Lithuanian experimental electronic musician and psychologist Richard Norvila, alias Benzo loves the noise of Moscow that hums like a merciless meat grinder mixing together everything Russian, Tartar, Armenian, and Azerbaijani to create the mince of Moscow life. This forms the basis for his music which loner Norvila produces. in his music studio in a single room apartment are stacked dozens of old synthesizers, mixing desks and samplers "made in Russia" with a warm dusty sound for which many freaks in the West would gladly swap their entire record collection. "As a rule almost all the instruments acquired by Benzo are sick and therefore I have to develop new therapeutic strategies for them" says Richard Norvila. "As I trained as a psychotherapist this activity suits me."

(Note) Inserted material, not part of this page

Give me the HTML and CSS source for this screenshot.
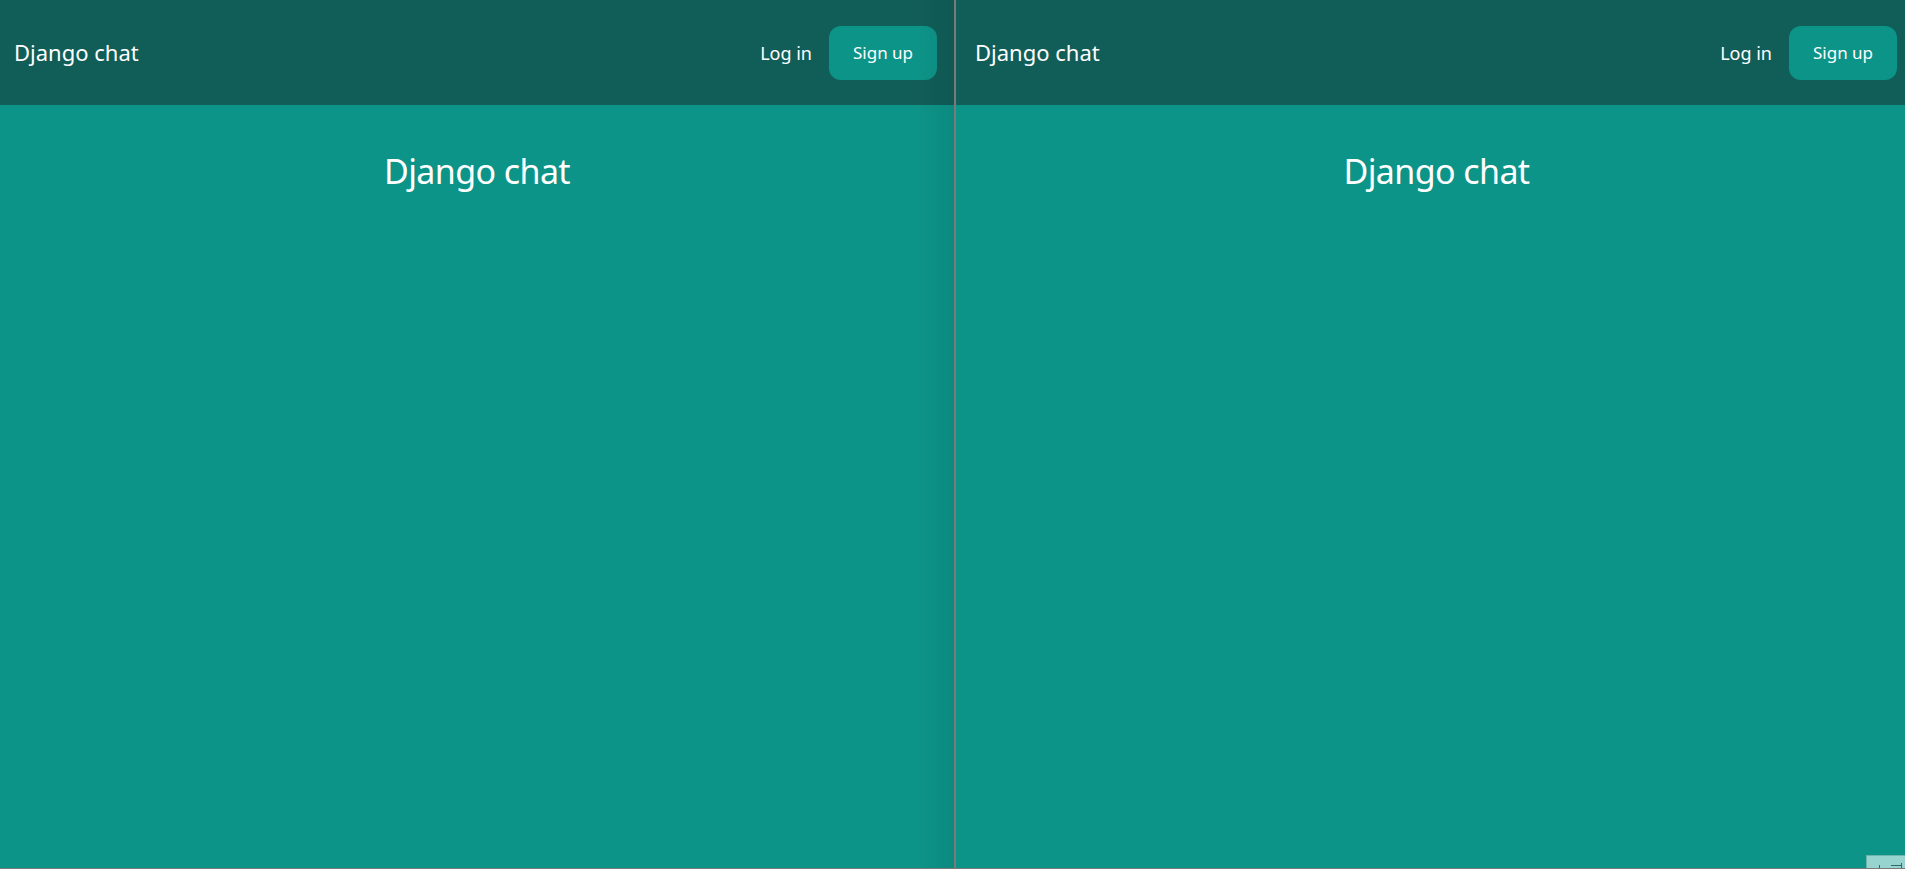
FILE: index.html
```html
<!DOCTYPE html>
<html>
<head>
<meta charset="utf-8">
<link rel="stylesheet" href="styles.css">
</head>
<body>
<div class="split">
  <div class="pane pane-left">
    <div class="app">
      <nav class="nav">
        <a class="brand">Django chat</a>
        <div class="nav-links">
          <a class="login">Log in</a>
          <a class="signup">Sign up</a>
        </div>
      </nav>
      <main class="main">
        <h1 class="title">Django chat</h1>
      </main>
    </div>
    <div class="shade"></div>
  </div>
  <div class="divider"></div>
  <div class="pane pane-right">
    <div class="app app-right">
      <nav class="nav nav-right">
        <a class="brand">Django chat</a>
        <div class="nav-links">
          <a class="login">Log in</a>
          <a class="signup">Sign up</a>
        </div>
      </nav>
      <main class="main">
        <h1 class="title">Django chat</h1>
      </main>
    </div>
    <div class="corner-tab">
      <i class="mark mark-a"></i>
      <i class="mark mark-b"></i>
      <i class="mark mark-c"></i>
    </div>
  </div>
</div>
</body>
</html>
```
FILE: styles.css
```css
html, body {
  margin: 0;
  padding: 0;
  height: 100%;
  overflow: hidden;
  background: #0d9488;
}
body {
  font-family: "Noto Sans", "Open Sans", sans-serif;
  color: #ffffff;
}
.split {
  display: flex;
  height: 868px;
  border-bottom: 1px solid #7a7a7a;
}
.pane {
  position: relative;
  overflow: hidden;
  background: #0d9488;
}
.pane-left {
  width: 954px;
  flex: none;
}
.pane-right {
  flex: 1;
}
.divider {
  width: 2px;
  flex: none;
  background: #7a7a7a;
}
.shade {
  position: absolute;
  top: 0;
  right: 0;
  width: 40px;
  height: 100%;
  background: linear-gradient(to right, rgba(0,0,0,0), rgba(0,0,0,0.07));
  pointer-events: none;
}
.app {
  width: 954px;
  height: 100%;
  background: #0d9488;
}
.app-right {
  width: 961px;
}
.nav {
  height: 105px;
  background: #115e59;
  display: flex;
  align-items: center;
  justify-content: space-between;
  padding: 0 17px 0 14px;
  box-sizing: border-box;
}
.nav-right {
  padding: 0 20px 0 19px;
}
.brand {
  font-size: 22px;
  position: relative;
  top: -1px;
}
.nav-links {
  display: flex;
  align-items: center;
  gap: 17px;
}
.login {
  font-size: 18px;
}
.signup {
  font-size: 17px;
  background: #0d9488;
  width: 108px;
  height: 54px;
  border-radius: 12px;
  display: flex;
  align-items: center;
  justify-content: center;
}
.main {
  display: flex;
  justify-content: center;
}
.title {
  margin: 44px 0 0;
  font-weight: 400;
  font-size: 34px;
  letter-spacing: -0.6px;
  line-height: 1.3;
}
.corner-tab {
  position: absolute;
  right: 0;
  bottom: 0;
  width: 39px;
  height: 13px;
  background: #97d4cf;
  border-top: 1px solid #6fb3ad;
  border-left: 1px solid #6fb3ad;
  box-sizing: border-box;
}
.mark {
  position: absolute;
  background: #2f6c67;
}
.mark-a {
  left: 12px;
  bottom: 0;
  width: 1px;
  height: 3px;
}
.mark-b {
  left: 24px;
  bottom: 2px;
  width: 10px;
  height: 1px;
}
.mark-c {
  left: 34px;
  bottom: 0;
  width: 1px;
  height: 5px;
}
```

With the help of Lithuanian electronics expert Pranas Zenkevitcius and the two Moscow electronics handymen, Anatolij Schub and Raphael Gafarov, Richard gave his machine patients a second life. For example Anatolij Schub developed MIDI and CV-Gate Interfaces for Russian synthesizers, making sequence control of these machines possible. Pranas Zenkevitcius modified a lie detector produced in Lithuania making a sound generator out of it. As samples Benzo uses old Russian vinyl discs only and calls what is produced "Benzo House". "The synthesizer always tells a story, if you allow it to do so. If, when playing a Russian machine, you try to be precise then you have problems. It's simply not possible. Therefore playing live is always a performance as my 'synthies' do what they want, sometimes, however, I'm allowed play as well."
Norvila is not only a psychotherapist but also has a doctorate in philosophy and since the age of 14 has fiddled around with electronics. Since 1998 he has run the audio-ethnographic project Benzo. The name Benzo comes from Benzin (Russian for petrol, gasoline).